Written task:
Report each line of the data that includes the word "image".

Data for this task:
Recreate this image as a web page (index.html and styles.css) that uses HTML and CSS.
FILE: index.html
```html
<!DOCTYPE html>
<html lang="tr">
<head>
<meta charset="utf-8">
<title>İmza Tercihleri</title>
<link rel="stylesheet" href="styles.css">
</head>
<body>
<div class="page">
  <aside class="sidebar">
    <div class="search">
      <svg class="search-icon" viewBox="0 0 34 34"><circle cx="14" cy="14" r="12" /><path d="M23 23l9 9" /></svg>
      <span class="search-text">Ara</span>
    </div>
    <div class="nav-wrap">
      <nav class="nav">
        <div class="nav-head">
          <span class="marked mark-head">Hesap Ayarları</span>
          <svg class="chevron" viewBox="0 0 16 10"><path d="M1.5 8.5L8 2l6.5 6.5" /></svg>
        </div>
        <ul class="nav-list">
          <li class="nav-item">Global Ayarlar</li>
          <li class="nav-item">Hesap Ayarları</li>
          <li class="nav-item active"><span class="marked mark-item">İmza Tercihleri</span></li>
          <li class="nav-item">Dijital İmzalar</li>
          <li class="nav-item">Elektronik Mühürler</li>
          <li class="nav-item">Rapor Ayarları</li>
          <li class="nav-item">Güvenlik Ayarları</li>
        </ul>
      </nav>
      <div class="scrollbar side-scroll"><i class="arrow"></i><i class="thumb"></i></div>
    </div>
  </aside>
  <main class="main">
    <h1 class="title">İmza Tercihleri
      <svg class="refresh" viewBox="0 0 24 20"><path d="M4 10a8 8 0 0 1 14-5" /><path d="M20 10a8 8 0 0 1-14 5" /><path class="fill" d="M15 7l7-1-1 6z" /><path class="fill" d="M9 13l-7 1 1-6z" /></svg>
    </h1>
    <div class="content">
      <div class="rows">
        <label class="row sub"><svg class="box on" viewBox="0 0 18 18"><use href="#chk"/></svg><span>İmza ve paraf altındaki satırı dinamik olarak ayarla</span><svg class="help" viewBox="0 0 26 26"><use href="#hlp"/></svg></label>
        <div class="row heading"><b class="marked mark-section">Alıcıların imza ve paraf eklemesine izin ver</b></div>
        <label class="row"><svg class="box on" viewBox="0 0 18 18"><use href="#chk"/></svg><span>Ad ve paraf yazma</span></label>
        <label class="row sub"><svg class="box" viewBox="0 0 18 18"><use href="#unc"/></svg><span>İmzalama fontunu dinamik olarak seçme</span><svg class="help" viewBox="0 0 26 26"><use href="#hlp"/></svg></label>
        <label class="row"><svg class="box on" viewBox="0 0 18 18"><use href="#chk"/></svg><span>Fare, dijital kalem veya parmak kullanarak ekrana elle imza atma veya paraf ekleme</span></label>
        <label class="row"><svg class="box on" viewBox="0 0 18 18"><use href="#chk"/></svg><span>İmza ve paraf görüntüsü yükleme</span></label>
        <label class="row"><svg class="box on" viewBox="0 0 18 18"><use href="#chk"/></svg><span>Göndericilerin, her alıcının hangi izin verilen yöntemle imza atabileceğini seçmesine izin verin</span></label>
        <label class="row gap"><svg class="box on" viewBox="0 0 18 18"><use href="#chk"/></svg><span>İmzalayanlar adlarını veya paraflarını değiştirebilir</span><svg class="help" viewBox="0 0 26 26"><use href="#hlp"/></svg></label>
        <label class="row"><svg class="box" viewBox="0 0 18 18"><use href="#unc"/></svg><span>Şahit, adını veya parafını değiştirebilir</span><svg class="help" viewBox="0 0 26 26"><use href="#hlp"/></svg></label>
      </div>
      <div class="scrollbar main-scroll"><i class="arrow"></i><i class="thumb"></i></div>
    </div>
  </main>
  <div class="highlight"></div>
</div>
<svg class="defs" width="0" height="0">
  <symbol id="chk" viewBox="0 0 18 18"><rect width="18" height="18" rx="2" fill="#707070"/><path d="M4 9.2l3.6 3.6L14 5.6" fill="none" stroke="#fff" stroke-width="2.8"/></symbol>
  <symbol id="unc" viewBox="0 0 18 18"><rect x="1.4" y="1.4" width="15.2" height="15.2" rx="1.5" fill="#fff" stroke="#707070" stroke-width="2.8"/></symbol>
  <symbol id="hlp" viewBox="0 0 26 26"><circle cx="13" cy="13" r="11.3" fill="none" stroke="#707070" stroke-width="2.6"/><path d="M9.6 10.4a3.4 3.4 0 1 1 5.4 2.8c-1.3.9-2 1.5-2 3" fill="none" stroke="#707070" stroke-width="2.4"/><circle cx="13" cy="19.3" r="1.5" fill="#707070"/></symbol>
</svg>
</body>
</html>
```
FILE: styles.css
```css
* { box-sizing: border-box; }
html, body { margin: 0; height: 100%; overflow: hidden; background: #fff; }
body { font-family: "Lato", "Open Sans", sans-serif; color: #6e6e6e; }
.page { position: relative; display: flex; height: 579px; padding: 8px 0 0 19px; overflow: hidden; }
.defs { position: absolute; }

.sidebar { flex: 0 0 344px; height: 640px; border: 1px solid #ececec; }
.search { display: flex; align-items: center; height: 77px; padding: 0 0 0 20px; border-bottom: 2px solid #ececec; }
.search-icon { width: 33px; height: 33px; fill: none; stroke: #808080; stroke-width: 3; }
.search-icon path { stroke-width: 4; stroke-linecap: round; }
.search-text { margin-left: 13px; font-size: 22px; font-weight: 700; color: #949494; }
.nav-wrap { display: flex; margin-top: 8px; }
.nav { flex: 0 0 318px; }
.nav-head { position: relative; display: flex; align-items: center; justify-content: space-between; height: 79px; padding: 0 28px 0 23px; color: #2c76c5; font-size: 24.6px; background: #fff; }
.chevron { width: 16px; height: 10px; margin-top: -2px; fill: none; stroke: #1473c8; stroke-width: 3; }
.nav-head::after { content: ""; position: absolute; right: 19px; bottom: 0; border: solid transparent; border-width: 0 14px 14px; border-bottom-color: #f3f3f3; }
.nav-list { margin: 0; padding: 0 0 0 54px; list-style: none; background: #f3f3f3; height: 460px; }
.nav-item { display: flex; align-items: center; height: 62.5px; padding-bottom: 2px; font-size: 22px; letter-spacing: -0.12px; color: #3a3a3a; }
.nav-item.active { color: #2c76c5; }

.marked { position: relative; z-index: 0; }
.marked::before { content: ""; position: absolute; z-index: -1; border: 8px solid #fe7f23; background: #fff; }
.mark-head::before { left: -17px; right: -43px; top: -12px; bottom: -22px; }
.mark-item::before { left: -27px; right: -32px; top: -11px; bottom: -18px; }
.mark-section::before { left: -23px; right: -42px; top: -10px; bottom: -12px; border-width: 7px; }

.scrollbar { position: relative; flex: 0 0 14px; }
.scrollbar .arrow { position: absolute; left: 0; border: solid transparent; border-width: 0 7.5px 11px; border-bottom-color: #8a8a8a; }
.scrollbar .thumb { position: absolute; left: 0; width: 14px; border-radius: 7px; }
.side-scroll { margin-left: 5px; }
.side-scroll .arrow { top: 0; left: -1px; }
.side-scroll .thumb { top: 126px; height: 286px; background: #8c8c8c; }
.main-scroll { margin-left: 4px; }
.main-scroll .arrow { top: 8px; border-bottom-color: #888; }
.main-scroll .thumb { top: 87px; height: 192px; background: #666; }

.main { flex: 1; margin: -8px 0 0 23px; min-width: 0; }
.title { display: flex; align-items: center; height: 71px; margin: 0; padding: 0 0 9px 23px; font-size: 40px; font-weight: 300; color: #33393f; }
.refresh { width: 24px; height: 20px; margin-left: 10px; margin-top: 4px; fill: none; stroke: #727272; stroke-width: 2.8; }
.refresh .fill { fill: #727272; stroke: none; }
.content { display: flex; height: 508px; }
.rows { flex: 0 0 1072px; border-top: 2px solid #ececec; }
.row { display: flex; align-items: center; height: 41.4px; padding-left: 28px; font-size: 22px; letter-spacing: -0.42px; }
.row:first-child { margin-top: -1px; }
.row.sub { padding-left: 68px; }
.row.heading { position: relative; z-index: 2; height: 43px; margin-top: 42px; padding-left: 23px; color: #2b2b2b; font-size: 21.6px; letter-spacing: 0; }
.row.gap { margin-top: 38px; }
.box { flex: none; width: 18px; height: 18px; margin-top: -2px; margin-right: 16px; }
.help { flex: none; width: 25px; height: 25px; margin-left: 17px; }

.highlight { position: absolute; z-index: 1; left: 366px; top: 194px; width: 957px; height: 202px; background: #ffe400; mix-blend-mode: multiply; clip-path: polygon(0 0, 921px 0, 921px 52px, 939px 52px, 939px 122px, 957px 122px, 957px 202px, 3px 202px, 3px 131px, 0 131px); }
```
==
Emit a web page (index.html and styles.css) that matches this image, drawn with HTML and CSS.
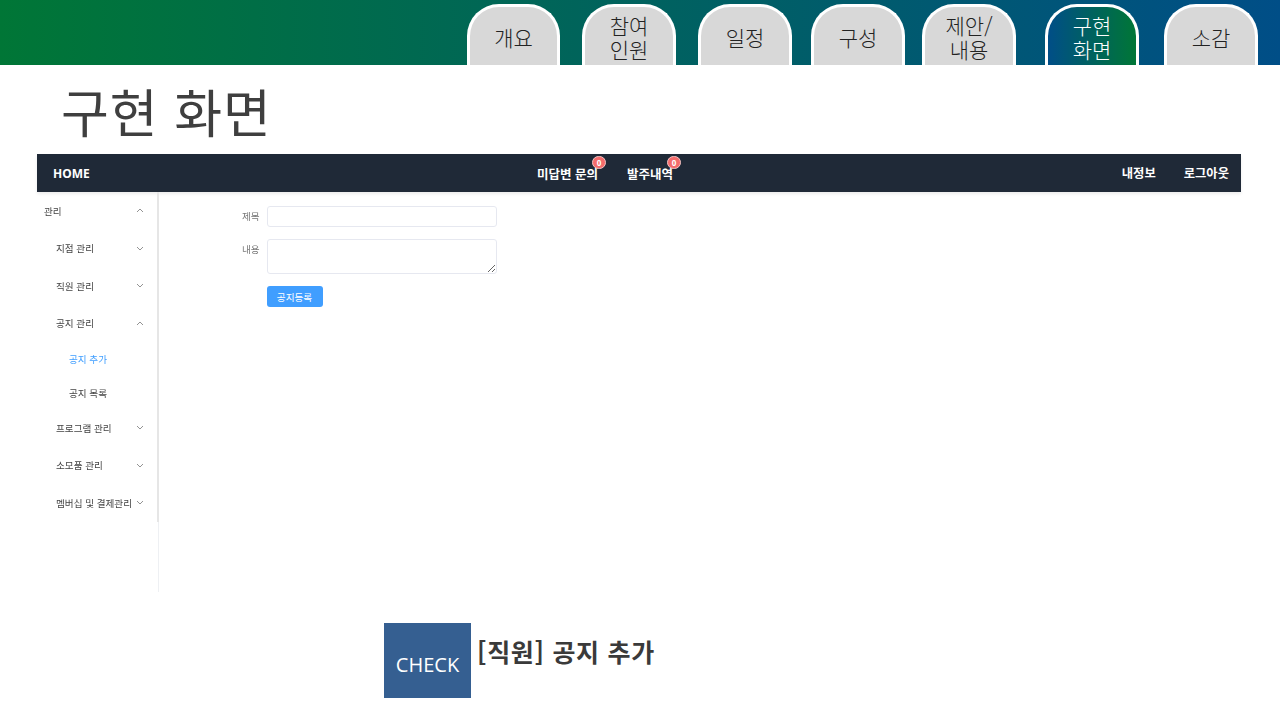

Solution for this problem:
Recreate this image as a web page (index.html and styles.css) that uses HTML and CSS.
Emit a web page (index.html and styles.css) that matches this image, drawn with HTML and CSS.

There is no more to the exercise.